**Given data:**
------------------------------

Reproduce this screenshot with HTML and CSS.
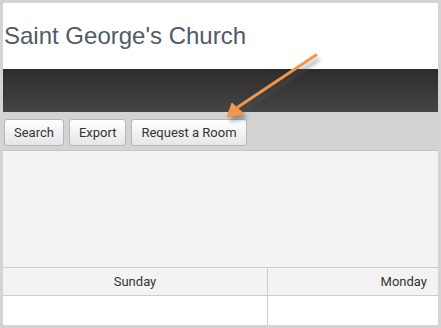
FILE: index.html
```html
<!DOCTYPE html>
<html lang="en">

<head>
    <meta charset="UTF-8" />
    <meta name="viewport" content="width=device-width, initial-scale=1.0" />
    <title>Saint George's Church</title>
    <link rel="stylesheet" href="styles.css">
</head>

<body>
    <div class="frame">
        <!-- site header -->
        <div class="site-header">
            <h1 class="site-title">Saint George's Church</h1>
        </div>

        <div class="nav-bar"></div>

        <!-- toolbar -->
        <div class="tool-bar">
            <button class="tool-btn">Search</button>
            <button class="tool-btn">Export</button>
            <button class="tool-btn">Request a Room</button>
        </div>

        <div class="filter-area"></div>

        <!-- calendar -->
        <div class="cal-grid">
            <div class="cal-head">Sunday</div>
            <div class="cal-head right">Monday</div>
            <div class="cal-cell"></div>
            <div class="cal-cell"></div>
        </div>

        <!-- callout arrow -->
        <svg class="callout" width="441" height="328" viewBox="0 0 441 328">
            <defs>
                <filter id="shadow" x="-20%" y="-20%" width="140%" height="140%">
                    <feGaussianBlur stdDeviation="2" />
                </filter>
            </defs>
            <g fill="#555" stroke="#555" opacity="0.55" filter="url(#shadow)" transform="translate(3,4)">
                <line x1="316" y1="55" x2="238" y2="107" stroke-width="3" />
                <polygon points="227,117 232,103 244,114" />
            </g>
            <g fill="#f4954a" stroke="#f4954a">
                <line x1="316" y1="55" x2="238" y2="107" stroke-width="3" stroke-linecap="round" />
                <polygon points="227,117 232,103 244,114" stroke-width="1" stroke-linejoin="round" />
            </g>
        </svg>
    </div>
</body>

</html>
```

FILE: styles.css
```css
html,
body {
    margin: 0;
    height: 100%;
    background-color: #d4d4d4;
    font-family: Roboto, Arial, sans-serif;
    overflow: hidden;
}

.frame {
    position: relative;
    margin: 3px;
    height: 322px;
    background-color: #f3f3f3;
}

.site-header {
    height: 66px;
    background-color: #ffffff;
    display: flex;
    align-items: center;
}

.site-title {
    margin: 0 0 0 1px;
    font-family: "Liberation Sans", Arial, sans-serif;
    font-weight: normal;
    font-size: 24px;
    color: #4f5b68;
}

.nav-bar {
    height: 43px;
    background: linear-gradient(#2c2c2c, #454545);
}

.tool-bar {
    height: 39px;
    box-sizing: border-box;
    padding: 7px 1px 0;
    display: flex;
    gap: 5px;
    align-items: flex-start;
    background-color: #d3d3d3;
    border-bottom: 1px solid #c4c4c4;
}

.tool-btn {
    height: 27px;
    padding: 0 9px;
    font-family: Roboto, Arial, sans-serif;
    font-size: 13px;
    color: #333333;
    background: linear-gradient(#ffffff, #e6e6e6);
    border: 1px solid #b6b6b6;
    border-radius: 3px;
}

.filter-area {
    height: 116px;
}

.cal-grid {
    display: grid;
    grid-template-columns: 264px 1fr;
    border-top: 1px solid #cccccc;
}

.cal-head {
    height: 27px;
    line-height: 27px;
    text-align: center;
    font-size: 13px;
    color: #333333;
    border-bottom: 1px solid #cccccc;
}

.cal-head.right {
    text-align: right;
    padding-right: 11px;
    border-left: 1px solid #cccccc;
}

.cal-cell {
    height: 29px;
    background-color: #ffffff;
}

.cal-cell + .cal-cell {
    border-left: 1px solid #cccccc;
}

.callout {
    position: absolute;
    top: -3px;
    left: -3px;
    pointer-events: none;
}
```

------------------------------

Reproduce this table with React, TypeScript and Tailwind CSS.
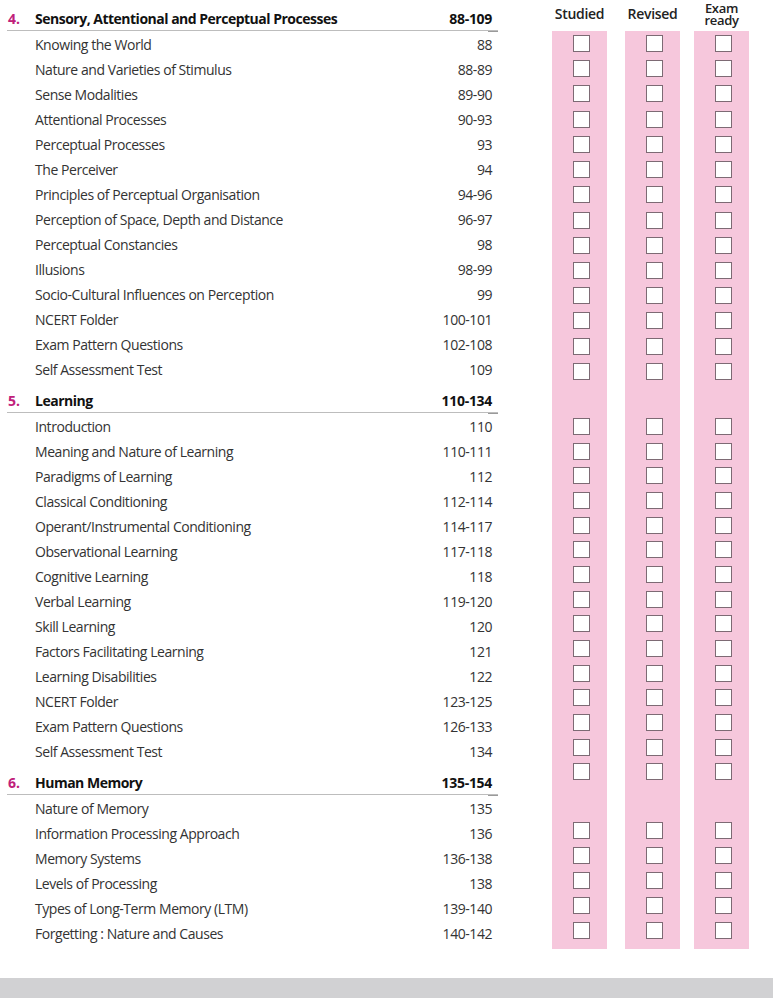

------------------------------

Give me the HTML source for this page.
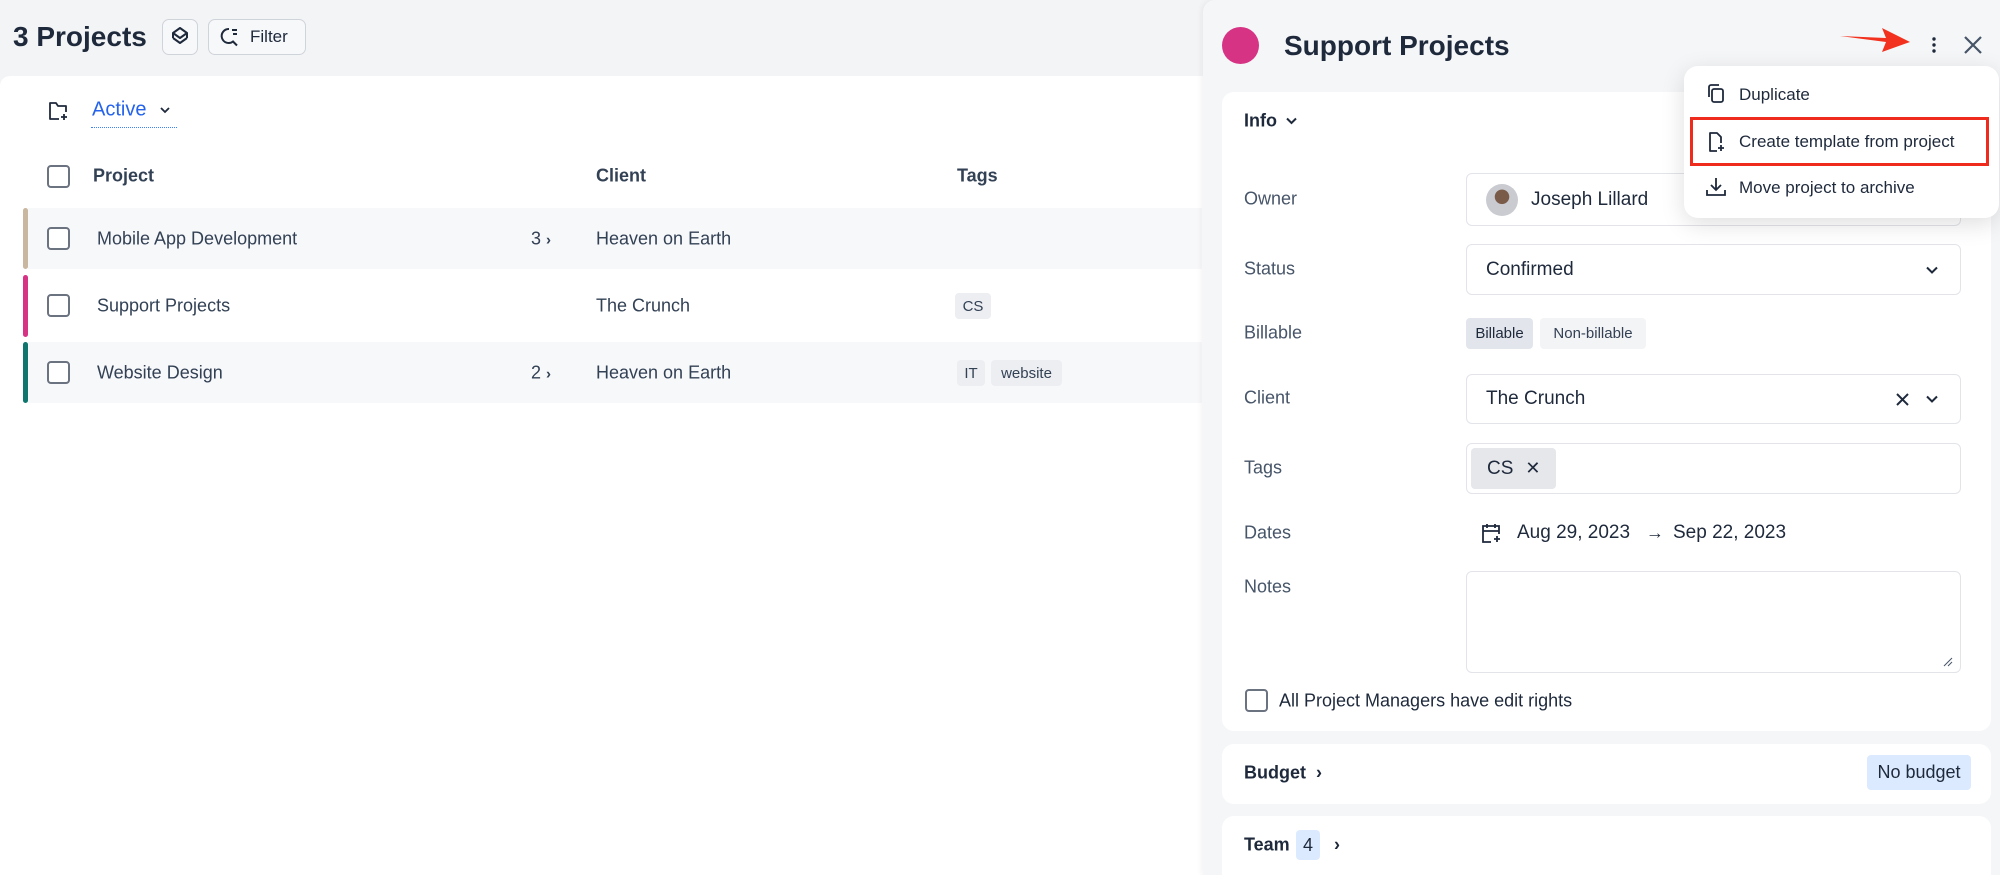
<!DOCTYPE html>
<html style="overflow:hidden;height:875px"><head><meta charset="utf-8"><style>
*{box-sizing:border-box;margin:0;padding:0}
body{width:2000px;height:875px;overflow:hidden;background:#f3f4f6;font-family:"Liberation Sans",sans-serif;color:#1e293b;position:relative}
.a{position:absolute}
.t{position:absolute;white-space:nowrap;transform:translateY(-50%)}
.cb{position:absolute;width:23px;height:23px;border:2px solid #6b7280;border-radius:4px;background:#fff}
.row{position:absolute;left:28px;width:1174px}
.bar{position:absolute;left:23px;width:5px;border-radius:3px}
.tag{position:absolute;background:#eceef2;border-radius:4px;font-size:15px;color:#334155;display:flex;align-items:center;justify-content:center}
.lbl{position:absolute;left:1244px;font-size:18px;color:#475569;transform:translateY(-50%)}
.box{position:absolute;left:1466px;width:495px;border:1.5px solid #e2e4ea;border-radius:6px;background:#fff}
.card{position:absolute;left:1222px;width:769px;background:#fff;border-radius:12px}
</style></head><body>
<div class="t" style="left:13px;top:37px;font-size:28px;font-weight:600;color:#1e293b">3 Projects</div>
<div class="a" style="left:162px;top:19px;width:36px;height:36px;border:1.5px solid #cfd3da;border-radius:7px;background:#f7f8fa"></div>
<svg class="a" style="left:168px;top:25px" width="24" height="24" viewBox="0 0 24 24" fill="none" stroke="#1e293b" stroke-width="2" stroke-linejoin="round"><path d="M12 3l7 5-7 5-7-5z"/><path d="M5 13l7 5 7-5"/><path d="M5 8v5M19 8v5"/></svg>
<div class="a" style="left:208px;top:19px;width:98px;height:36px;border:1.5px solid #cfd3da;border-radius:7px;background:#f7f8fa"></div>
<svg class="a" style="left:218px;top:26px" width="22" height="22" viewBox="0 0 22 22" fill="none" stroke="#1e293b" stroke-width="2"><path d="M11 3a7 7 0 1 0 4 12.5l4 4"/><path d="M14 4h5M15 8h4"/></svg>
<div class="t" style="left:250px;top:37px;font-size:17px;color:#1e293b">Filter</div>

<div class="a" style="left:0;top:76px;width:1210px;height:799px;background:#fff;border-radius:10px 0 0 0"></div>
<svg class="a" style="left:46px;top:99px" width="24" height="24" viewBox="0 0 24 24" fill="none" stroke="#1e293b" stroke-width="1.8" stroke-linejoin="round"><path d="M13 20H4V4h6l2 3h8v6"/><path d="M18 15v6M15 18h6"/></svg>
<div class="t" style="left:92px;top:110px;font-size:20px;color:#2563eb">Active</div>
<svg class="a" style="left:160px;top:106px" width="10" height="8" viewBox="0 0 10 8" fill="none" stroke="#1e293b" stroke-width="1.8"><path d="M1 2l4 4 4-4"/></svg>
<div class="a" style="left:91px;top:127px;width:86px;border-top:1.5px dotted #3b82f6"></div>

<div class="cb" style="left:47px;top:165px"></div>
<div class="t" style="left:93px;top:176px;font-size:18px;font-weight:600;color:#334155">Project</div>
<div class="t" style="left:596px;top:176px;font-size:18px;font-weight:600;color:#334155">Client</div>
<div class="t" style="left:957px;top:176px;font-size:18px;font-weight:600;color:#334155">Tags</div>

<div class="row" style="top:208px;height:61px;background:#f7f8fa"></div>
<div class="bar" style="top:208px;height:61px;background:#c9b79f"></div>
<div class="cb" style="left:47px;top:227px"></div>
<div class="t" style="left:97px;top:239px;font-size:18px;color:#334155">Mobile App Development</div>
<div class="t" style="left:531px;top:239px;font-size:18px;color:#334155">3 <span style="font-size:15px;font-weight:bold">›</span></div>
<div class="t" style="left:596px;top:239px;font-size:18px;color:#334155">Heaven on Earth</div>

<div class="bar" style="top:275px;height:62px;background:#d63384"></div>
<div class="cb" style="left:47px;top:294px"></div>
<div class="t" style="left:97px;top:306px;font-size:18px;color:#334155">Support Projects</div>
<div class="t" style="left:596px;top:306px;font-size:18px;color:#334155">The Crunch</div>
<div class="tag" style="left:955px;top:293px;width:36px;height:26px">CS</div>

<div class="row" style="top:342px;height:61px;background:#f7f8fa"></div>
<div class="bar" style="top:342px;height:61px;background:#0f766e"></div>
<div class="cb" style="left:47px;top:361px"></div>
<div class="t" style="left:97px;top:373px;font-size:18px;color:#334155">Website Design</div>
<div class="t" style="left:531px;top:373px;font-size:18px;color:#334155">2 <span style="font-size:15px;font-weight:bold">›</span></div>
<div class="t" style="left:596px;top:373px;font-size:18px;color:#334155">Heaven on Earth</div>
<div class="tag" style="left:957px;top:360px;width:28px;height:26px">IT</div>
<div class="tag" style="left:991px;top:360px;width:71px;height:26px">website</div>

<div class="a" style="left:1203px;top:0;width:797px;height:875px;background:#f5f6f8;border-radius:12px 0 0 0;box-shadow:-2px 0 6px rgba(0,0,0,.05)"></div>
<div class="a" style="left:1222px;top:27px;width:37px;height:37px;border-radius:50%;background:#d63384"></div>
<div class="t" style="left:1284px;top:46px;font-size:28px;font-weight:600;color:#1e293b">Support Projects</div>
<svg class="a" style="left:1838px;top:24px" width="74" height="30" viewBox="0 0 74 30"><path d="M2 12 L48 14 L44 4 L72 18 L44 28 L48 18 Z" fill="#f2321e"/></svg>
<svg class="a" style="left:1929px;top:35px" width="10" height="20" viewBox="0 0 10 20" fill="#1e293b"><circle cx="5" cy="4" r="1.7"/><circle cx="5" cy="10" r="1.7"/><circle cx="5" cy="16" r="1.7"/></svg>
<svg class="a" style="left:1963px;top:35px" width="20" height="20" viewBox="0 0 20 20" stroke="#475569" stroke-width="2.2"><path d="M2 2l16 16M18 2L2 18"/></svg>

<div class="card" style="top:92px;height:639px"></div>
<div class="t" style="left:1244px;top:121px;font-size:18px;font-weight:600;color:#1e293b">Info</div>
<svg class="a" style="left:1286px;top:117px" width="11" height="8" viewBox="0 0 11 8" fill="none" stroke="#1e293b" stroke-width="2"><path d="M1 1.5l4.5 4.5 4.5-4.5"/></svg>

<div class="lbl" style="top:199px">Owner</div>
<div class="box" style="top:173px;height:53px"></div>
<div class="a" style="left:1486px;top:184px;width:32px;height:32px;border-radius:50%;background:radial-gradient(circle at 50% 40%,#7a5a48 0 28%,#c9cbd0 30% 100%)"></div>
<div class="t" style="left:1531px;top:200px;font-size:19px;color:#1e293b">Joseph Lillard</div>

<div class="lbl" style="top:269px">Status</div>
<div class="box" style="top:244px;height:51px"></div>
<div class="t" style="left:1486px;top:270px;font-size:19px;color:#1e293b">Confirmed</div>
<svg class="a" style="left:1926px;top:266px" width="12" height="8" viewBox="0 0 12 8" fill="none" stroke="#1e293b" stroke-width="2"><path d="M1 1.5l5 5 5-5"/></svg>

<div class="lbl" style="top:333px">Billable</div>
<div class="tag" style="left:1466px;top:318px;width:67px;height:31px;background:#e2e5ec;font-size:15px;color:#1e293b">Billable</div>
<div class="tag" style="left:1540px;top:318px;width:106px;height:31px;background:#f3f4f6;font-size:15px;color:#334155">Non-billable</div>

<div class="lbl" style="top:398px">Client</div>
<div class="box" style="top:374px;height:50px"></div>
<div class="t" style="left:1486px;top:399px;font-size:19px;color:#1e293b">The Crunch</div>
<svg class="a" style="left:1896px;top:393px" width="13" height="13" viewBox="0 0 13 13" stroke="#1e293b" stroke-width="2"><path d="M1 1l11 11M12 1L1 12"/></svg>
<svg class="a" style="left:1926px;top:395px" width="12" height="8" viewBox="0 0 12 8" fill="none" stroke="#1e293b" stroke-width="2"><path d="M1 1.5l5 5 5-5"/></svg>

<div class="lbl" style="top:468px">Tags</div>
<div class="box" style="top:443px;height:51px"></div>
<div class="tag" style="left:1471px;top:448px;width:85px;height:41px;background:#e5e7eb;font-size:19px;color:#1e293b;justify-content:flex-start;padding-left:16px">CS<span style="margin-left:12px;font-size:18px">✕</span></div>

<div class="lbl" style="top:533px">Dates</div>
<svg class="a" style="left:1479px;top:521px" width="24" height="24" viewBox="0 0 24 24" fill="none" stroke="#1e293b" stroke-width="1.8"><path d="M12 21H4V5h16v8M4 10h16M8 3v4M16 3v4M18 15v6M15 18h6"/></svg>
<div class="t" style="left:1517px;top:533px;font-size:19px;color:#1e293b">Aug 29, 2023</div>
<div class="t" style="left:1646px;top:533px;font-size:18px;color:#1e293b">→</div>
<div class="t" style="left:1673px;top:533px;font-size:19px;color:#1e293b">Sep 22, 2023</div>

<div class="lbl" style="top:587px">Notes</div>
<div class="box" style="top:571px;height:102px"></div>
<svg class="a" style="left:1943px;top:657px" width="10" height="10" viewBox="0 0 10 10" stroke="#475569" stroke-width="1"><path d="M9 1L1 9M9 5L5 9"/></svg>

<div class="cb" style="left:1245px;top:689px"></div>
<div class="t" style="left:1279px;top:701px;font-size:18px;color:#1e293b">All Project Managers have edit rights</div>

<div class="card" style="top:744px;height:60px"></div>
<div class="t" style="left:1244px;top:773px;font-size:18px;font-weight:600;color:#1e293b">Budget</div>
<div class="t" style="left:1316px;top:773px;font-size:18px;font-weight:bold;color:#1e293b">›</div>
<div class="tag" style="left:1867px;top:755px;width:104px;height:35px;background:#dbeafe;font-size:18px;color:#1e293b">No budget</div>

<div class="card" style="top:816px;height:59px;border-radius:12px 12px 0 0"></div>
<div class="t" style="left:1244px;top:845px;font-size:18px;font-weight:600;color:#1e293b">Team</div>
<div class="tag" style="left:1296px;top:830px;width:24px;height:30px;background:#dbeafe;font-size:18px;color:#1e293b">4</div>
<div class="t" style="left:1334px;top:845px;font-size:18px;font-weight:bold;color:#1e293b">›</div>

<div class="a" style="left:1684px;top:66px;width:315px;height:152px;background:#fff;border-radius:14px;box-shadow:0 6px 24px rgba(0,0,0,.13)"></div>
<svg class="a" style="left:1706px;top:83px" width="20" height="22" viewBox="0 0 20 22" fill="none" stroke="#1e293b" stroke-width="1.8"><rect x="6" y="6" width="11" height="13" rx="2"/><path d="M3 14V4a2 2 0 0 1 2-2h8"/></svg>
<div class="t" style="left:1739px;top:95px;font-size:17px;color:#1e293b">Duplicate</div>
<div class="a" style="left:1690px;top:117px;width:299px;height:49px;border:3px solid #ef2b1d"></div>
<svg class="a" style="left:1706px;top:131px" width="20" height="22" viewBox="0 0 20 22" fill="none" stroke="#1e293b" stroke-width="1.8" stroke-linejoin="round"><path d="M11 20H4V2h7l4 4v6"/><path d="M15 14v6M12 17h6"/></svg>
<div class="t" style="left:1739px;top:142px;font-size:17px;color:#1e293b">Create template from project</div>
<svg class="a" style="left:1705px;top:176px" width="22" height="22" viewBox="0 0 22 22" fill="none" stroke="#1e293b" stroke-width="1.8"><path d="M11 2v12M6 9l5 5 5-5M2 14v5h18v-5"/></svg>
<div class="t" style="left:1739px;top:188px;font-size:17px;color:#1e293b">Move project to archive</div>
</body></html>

------------------------------

**What is asked:** Tally up the lines holding the word "this" in the data above, and answer with that figure only.

**Output of the exercise:** 3